╔══

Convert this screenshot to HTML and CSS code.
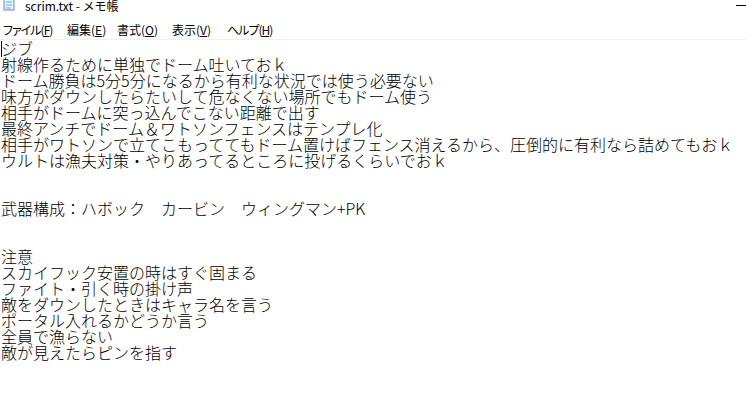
FILE: index.html
```html
<!DOCTYPE html>
<html lang="ja">
<head>
  <meta charset="UTF-8">
  <title>scrim.txt - メモ帳</title>
  <link rel="stylesheet" href="styles.css">
</head>
<body>
  <div class="window">
    <div class="title-bar">
      <svg class="app-icon" width="12" height="12" viewBox="0 0 12 12">
        <rect x="1" y="0" width="10" height="11" fill="#e8f2fb" stroke="#5a8fc4" stroke-width="1"/>
        <line x1="3" y1="3" x2="9" y2="3" stroke="#7fa7cf"/>
        <line x1="3" y1="6" x2="9" y2="6" stroke="#7fa7cf"/>
        <line x1="3" y1="9" x2="8" y2="9" stroke="#7fa7cf"/>
      </svg>
      <span class="title">scrim.txt - メモ帳</span>
      <span class="minimize"></span>
    </div>
    <div class="menu-bar">
      <span class="menu-item narrow">ファイル(<u>F</u>)</span>
      <span class="menu-item">編集(<u>E</u>)</span>
      <span class="menu-item">書式(<u>O</u>)</span>
      <span class="menu-item">表示(<u>V</u>)</span>
      <span class="menu-item narrow">ヘルプ(<u>H</u>)</span>
    </div>
    <div class="editor"><span class="caret"></span><pre class="content">ジブ
射線作るために単独でドーム吐いておｋ
ドーム勝負は5分5分になるから有利な状況では使う必要ない
味方がダウンしたらたいして危なくない場所でもドーム使う
相手がドームに突っ込んでこない距離で出す
最終アンチでドーム＆ワトソンフェンスはテンプレ化
相手がワトソンで立てこもっててもドーム置けばフェンス消えるから、圧倒的に有利なら詰めてもおｋ
ウルトは漁夫対策・やりあってるところに投げるくらいでおｋ


武器構成：ハボック　カービン　ウィングマン+PK


注意
スカイフック安置の時はすぐ固まる
ファイト・引く時の掛け声
敵をダウンしたときはキャラ名を言う
ポータル入れるかどうか言う
全員で漁らない
敵が見えたらピンを指す</pre></div>
  </div>
</body>
</html>
```

FILE: styles.css
```css
body {
  margin: 0;
  padding: 0;
  background-color: #fff;
  font-family: "Noto Sans CJK JP", "Noto Sans", sans-serif;
}

.window {
  width: 746px;
  height: 420px;
  display: flex;
  flex-direction: column;
  overflow: hidden;
  background-color: #fff;
}

.title-bar {
  height: 22px;
  display: flex;
  align-items: flex-start;
  position: relative;
}

.app-icon {
  margin: -1px 0 0 3px;
}

.title {
  margin-left: 10px;
  margin-top: -2px;
  font-size: 12px;
  line-height: 15px;
  color: #000;
}

.minimize {
  position: absolute;
  right: 0;
  top: 5px;
  width: 10px;
  height: 1px;
  background-color: #000;
}

.menu-bar {
  height: 18px;
  display: grid;
  grid-template-columns: 64px 50px 55px 55px auto;
  align-items: start;
  padding-left: 3px;
  border-bottom: 1px solid #f0f0f0;
  font-size: 12px;
  line-height: 15px;
  color: #000;
  font-feature-settings: "palt";
  box-sizing: border-box;
}

.menu-item {
  white-space: nowrap;
}

.menu-item.narrow {
  letter-spacing: -1px;
}

.menu-item u {
  text-underline-offset: 1px;
}

.editor {
  flex: 1;
  position: relative;
}

.caret {
  position: absolute;
  left: 1px;
  top: 1px;
  width: 1px;
  height: 16px;
  background-color: #000;
}

.content {
  margin: 0;
  padding: 0 0 0 1px;
  font-family: "Noto Sans CJK JP", sans-serif;
  font-weight: 300;
  font-size: 16px;
  line-height: 16px;
  color: #000;
  white-space: pre;
}
```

╚══

The material above must be printed exactly, with its pictures left out.

Convert this screenshot to HTML and CSS code.
FILE: index.html
```html
<!DOCTYPE html>
<html lang="ja">
<head>
  <meta charset="UTF-8">
  <title>scrim.txt - メモ帳</title>
  <link rel="stylesheet" href="styles.css">
</head>
<body>
  <div class="window">
    <div class="title-bar">
      <svg class="app-icon" width="12" height="12" viewBox="0 0 12 12">
        <rect x="1" y="0" width="10" height="11" fill="#e8f2fb" stroke="#5a8fc4" stroke-width="1"/>
        <line x1="3" y1="3" x2="9" y2="3" stroke="#7fa7cf"/>
        <line x1="3" y1="6" x2="9" y2="6" stroke="#7fa7cf"/>
        <line x1="3" y1="9" x2="8" y2="9" stroke="#7fa7cf"/>
      </svg>
      <span class="title">scrim.txt - メモ帳</span>
      <span class="minimize"></span>
    </div>
    <div class="menu-bar">
      <span class="menu-item narrow">ファイル(<u>F</u>)</span>
      <span class="menu-item">編集(<u>E</u>)</span>
      <span class="menu-item">書式(<u>O</u>)</span>
      <span class="menu-item">表示(<u>V</u>)</span>
      <span class="menu-item narrow">ヘルプ(<u>H</u>)</span>
    </div>
    <div class="editor"><span class="caret"></span><pre class="content">ジブ
射線作るために単独でドーム吐いておｋ
ドーム勝負は5分5分になるから有利な状況では使う必要ない
味方がダウンしたらたいして危なくない場所でもドーム使う
相手がドームに突っ込んでこない距離で出す
最終アンチでドーム＆ワトソンフェンスはテンプレ化
相手がワトソンで立てこもっててもドーム置けばフェンス消えるから、圧倒的に有利なら詰めてもおｋ
ウルトは漁夫対策・やりあってるところに投げるくらいでおｋ


武器構成：ハボック　カービン　ウィングマン+PK


注意
スカイフック安置の時はすぐ固まる
ファイト・引く時の掛け声
敵をダウンしたときはキャラ名を言う
ポータル入れるかどうか言う
全員で漁らない
敵が見えたらピンを指す</pre></div>
  </div>
</body>
</html>
```

FILE: styles.css
```css
body {
  margin: 0;
  padding: 0;
  background-color: #fff;
  font-family: "Noto Sans CJK JP", "Noto Sans", sans-serif;
}

.window {
  width: 746px;
  height: 420px;
  display: flex;
  flex-direction: column;
  overflow: hidden;
  background-color: #fff;
}

.title-bar {
  height: 22px;
  display: flex;
  align-items: flex-start;
  position: relative;
}

.app-icon {
  margin: -1px 0 0 3px;
}

.title {
  margin-left: 10px;
  margin-top: -2px;
  font-size: 12px;
  line-height: 15px;
  color: #000;
}

.minimize {
  position: absolute;
  right: 0;
  top: 5px;
  width: 10px;
  height: 1px;
  background-color: #000;
}

.menu-bar {
  height: 18px;
  display: grid;
  grid-template-columns: 64px 50px 55px 55px auto;
  align-items: start;
  padding-left: 3px;
  border-bottom: 1px solid #f0f0f0;
  font-size: 12px;
  line-height: 15px;
  color: #000;
  font-feature-settings: "palt";
  box-sizing: border-box;
}

.menu-item {
  white-space: nowrap;
}

.menu-item.narrow {
  letter-spacing: -1px;
}

.menu-item u {
  text-underline-offset: 1px;
}

.editor {
  flex: 1;
  position: relative;
}

.caret {
  position: absolute;
  left: 1px;
  top: 1px;
  width: 1px;
  height: 16px;
  background-color: #000;
}

.content {
  margin: 0;
  padding: 0 0 0 1px;
  font-family: "Noto Sans CJK JP", sans-serif;
  font-weight: 300;
  font-size: 16px;
  line-height: 16px;
  color: #000;
  white-space: pre;
}
```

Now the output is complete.